----- Provided material
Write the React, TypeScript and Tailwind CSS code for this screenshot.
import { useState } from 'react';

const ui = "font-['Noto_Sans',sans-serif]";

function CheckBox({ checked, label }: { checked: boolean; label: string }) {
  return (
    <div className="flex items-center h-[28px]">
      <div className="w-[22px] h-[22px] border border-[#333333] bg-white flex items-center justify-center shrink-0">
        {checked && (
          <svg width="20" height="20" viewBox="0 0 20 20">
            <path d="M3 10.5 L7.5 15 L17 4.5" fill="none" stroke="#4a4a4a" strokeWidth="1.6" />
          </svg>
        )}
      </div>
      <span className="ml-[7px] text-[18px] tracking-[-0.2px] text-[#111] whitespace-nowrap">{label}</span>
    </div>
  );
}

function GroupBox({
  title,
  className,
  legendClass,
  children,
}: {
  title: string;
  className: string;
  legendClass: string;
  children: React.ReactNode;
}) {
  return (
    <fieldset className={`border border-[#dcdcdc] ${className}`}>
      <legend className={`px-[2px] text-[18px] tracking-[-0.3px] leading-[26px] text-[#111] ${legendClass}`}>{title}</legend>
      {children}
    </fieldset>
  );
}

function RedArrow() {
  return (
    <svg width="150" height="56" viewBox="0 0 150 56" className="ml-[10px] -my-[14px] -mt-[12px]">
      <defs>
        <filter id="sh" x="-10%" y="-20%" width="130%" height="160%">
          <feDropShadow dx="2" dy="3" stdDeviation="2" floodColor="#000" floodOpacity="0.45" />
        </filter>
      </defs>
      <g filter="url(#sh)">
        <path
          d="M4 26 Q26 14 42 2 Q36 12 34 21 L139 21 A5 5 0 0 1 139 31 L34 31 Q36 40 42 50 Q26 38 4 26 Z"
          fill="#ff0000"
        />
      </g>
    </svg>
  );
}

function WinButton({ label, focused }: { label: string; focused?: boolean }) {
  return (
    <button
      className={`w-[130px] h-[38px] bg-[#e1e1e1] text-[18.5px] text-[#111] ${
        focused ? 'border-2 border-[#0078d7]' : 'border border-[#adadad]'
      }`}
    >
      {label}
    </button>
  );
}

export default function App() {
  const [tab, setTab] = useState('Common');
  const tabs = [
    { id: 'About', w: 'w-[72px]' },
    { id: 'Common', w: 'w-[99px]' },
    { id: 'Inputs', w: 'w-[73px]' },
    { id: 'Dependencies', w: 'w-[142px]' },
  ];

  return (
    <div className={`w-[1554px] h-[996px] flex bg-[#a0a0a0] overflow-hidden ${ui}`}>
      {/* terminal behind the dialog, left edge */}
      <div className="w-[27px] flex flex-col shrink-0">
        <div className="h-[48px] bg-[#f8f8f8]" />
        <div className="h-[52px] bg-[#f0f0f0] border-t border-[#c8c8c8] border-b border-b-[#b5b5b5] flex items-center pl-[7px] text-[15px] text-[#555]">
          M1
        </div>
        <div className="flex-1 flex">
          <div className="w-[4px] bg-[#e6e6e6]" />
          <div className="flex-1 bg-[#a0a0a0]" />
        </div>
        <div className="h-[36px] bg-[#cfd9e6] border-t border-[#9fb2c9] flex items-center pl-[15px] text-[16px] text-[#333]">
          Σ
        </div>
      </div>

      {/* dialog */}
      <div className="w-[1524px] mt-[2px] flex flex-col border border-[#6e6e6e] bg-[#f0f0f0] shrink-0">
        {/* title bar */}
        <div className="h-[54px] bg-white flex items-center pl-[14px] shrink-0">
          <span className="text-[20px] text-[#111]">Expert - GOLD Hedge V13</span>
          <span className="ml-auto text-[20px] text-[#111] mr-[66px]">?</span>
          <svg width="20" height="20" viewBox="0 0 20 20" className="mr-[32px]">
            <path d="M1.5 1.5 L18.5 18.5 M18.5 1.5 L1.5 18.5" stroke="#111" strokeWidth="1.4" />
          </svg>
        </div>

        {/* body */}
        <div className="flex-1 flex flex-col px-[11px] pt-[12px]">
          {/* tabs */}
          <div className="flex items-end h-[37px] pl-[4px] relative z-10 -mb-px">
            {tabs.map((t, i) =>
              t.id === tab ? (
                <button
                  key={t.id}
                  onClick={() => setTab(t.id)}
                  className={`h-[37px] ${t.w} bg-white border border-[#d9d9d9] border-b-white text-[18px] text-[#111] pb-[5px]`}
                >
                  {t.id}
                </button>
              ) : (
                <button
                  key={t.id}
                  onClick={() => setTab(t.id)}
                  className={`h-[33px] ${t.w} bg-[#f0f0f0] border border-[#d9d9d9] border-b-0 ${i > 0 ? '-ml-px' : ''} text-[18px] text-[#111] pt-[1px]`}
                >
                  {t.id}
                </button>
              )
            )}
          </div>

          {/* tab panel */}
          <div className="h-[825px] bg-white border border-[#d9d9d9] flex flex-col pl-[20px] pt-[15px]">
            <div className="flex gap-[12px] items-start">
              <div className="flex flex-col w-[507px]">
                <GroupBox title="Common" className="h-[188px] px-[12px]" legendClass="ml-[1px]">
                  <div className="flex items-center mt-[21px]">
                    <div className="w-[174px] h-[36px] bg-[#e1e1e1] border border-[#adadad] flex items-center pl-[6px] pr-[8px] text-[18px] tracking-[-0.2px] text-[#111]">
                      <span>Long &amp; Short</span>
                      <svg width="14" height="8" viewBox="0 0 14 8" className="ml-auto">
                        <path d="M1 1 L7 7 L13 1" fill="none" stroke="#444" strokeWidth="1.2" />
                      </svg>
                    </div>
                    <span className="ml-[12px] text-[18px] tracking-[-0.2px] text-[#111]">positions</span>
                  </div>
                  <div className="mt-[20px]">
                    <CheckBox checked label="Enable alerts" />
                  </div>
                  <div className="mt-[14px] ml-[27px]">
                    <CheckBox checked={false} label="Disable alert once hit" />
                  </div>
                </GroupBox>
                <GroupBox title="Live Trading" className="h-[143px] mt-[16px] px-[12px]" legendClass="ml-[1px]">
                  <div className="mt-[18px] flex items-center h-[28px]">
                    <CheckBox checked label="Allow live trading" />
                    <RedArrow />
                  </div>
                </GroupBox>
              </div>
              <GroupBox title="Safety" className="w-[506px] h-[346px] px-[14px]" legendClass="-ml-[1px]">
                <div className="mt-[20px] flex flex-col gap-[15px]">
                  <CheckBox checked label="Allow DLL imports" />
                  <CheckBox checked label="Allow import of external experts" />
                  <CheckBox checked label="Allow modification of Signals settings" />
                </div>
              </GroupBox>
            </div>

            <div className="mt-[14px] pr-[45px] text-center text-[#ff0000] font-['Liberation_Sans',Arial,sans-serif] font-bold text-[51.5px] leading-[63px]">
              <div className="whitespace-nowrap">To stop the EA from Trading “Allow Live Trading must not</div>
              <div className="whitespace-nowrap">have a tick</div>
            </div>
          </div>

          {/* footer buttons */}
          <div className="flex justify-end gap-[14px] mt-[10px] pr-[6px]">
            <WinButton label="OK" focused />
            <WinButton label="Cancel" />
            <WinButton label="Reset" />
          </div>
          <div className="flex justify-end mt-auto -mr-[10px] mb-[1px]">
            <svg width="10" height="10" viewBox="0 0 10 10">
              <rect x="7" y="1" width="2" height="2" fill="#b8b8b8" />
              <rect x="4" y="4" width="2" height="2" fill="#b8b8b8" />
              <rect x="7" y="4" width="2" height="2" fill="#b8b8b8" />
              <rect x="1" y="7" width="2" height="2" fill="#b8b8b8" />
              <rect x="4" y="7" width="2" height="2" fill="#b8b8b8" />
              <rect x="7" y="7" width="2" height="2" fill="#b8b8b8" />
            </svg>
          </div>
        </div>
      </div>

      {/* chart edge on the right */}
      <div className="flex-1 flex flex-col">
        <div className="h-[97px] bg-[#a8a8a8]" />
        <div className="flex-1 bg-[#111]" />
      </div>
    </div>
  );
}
----------
### Directions for this task
Each line of the material should be duplicated exactly, please.

### Complete output
Write the React, TypeScript and Tailwind CSS code for this screenshot.
import { useState } from 'react';

const ui = "font-['Noto_Sans',sans-serif]";

function CheckBox({ checked, label }: { checked: boolean; label: string }) {
  return (
    <div className="flex items-center h-[28px]">
      <div className="w-[22px] h-[22px] border border-[#333333] bg-white flex items-center justify-center shrink-0">
        {checked && (
          <svg width="20" height="20" viewBox="0 0 20 20">
            <path d="M3 10.5 L7.5 15 L17 4.5" fill="none" stroke="#4a4a4a" strokeWidth="1.6" />
          </svg>
        )}
      </div>
      <span className="ml-[7px] text-[18px] tracking-[-0.2px] text-[#111] whitespace-nowrap">{label}</span>
    </div>
  );
}

function GroupBox({
  title,
  className,
  legendClass,
  children,
}: {
  title: string;
  className: string;
  legendClass: string;
  children: React.ReactNode;
}) {
  return (
    <fieldset className={`border border-[#dcdcdc] ${className}`}>
      <legend className={`px-[2px] text-[18px] tracking-[-0.3px] leading-[26px] text-[#111] ${legendClass}`}>{title}</legend>
      {children}
    </fieldset>
  );
}

function RedArrow() {
  return (
    <svg width="150" height="56" viewBox="0 0 150 56" className="ml-[10px] -my-[14px] -mt-[12px]">
      <defs>
        <filter id="sh" x="-10%" y="-20%" width="130%" height="160%">
          <feDropShadow dx="2" dy="3" stdDeviation="2" floodColor="#000" floodOpacity="0.45" />
        </filter>
      </defs>
      <g filter="url(#sh)">
        <path
          d="M4 26 Q26 14 42 2 Q36 12 34 21 L139 21 A5 5 0 0 1 139 31 L34 31 Q36 40 42 50 Q26 38 4 26 Z"
          fill="#ff0000"
        />
      </g>
    </svg>
  );
}

function WinButton({ label, focused }: { label: string; focused?: boolean }) {
  return (
    <button
      className={`w-[130px] h-[38px] bg-[#e1e1e1] text-[18.5px] text-[#111] ${
        focused ? 'border-2 border-[#0078d7]' : 'border border-[#adadad]'
      }`}
    >
      {label}
    </button>
  );
}

export default function App() {
  const [tab, setTab] = useState('Common');
  const tabs = [
    { id: 'About', w: 'w-[72px]' },
    { id: 'Common', w: 'w-[99px]' },
    { id: 'Inputs', w: 'w-[73px]' },
    { id: 'Dependencies', w: 'w-[142px]' },
  ];

  return (
    <div className={`w-[1554px] h-[996px] flex bg-[#a0a0a0] overflow-hidden ${ui}`}>
      {/* terminal behind the dialog, left edge */}
      <div className="w-[27px] flex flex-col shrink-0">
        <div className="h-[48px] bg-[#f8f8f8]" />
        <div className="h-[52px] bg-[#f0f0f0] border-t border-[#c8c8c8] border-b border-b-[#b5b5b5] flex items-center pl-[7px] text-[15px] text-[#555]">
          M1
        </div>
        <div className="flex-1 flex">
          <div className="w-[4px] bg-[#e6e6e6]" />
          <div className="flex-1 bg-[#a0a0a0]" />
        </div>
        <div className="h-[36px] bg-[#cfd9e6] border-t border-[#9fb2c9] flex items-center pl-[15px] text-[16px] text-[#333]">
          Σ
        </div>
      </div>

      {/* dialog */}
      <div className="w-[1524px] mt-[2px] flex flex-col border border-[#6e6e6e] bg-[#f0f0f0] shrink-0">
        {/* title bar */}
        <div className="h-[54px] bg-white flex items-center pl-[14px] shrink-0">
          <span className="text-[20px] text-[#111]">Expert - GOLD Hedge V13</span>
          <span className="ml-auto text-[20px] text-[#111] mr-[66px]">?</span>
          <svg width="20" height="20" viewBox="0 0 20 20" className="mr-[32px]">
            <path d="M1.5 1.5 L18.5 18.5 M18.5 1.5 L1.5 18.5" stroke="#111" strokeWidth="1.4" />
          </svg>
        </div>

        {/* body */}
        <div className="flex-1 flex flex-col px-[11px] pt-[12px]">
          {/* tabs */}
          <div className="flex items-end h-[37px] pl-[4px] relative z-10 -mb-px">
            {tabs.map((t, i) =>
              t.id === tab ? (
                <button
                  key={t.id}
                  onClick={() => setTab(t.id)}
                  className={`h-[37px] ${t.w} bg-white border border-[#d9d9d9] border-b-white text-[18px] text-[#111] pb-[5px]`}
                >
                  {t.id}
                </button>
              ) : (
                <button
                  key={t.id}
                  onClick={() => setTab(t.id)}
                  className={`h-[33px] ${t.w} bg-[#f0f0f0] border border-[#d9d9d9] border-b-0 ${i > 0 ? '-ml-px' : ''} text-[18px] text-[#111] pt-[1px]`}
                >
                  {t.id}
                </button>
              )
            )}
          </div>

          {/* tab panel */}
          <div className="h-[825px] bg-white border border-[#d9d9d9] flex flex-col pl-[20px] pt-[15px]">
            <div className="flex gap-[12px] items-start">
              <div className="flex flex-col w-[507px]">
                <GroupBox title="Common" className="h-[188px] px-[12px]" legendClass="ml-[1px]">
                  <div className="flex items-center mt-[21px]">
                    <div className="w-[174px] h-[36px] bg-[#e1e1e1] border border-[#adadad] flex items-center pl-[6px] pr-[8px] text-[18px] tracking-[-0.2px] text-[#111]">
                      <span>Long &amp; Short</span>
                      <svg width="14" height="8" viewBox="0 0 14 8" className="ml-auto">
                        <path d="M1 1 L7 7 L13 1" fill="none" stroke="#444" strokeWidth="1.2" />
                      </svg>
                    </div>
                    <span className="ml-[12px] text-[18px] tracking-[-0.2px] text-[#111]">positions</span>
                  </div>
                  <div className="mt-[20px]">
                    <CheckBox checked label="Enable alerts" />
                  </div>
                  <div className="mt-[14px] ml-[27px]">
                    <CheckBox checked={false} label="Disable alert once hit" />
                  </div>
                </GroupBox>
                <GroupBox title="Live Trading" className="h-[143px] mt-[16px] px-[12px]" legendClass="ml-[1px]">
                  <div className="mt-[18px] flex items-center h-[28px]">
                    <CheckBox checked label="Allow live trading" />
                    <RedArrow />
                  </div>
                </GroupBox>
              </div>
              <GroupBox title="Safety" className="w-[506px] h-[346px] px-[14px]" legendClass="-ml-[1px]">
                <div className="mt-[20px] flex flex-col gap-[15px]">
                  <CheckBox checked label="Allow DLL imports" />
                  <CheckBox checked label="Allow import of external experts" />
                  <CheckBox checked label="Allow modification of Signals settings" />
                </div>
              </GroupBox>
            </div>

            <div className="mt-[14px] pr-[45px] text-center text-[#ff0000] font-['Liberation_Sans',Arial,sans-serif] font-bold text-[51.5px] leading-[63px]">
              <div className="whitespace-nowrap">To stop the EA from Trading “Allow Live Trading must not</div>
              <div className="whitespace-nowrap">have a tick</div>
            </div>
          </div>

          {/* footer buttons */}
          <div className="flex justify-end gap-[14px] mt-[10px] pr-[6px]">
            <WinButton label="OK" focused />
            <WinButton label="Cancel" />
            <WinButton label="Reset" />
          </div>
          <div className="flex justify-end mt-auto -mr-[10px] mb-[1px]">
            <svg width="10" height="10" viewBox="0 0 10 10">
              <rect x="7" y="1" width="2" height="2" fill="#b8b8b8" />
              <rect x="4" y="4" width="2" height="2" fill="#b8b8b8" />
              <rect x="7" y="4" width="2" height="2" fill="#b8b8b8" />
              <rect x="1" y="7" width="2" height="2" fill="#b8b8b8" />
              <rect x="4" y="7" width="2" height="2" fill="#b8b8b8" />
              <rect x="7" y="7" width="2" height="2" fill="#b8b8b8" />
            </svg>
          </div>
        </div>
      </div>

      {/* chart edge on the right */}
      <div className="flex-1 flex flex-col">
        <div className="h-[97px] bg-[#a8a8a8]" />
        <div className="flex-1 bg-[#111]" />
      </div>
    </div>
  );
}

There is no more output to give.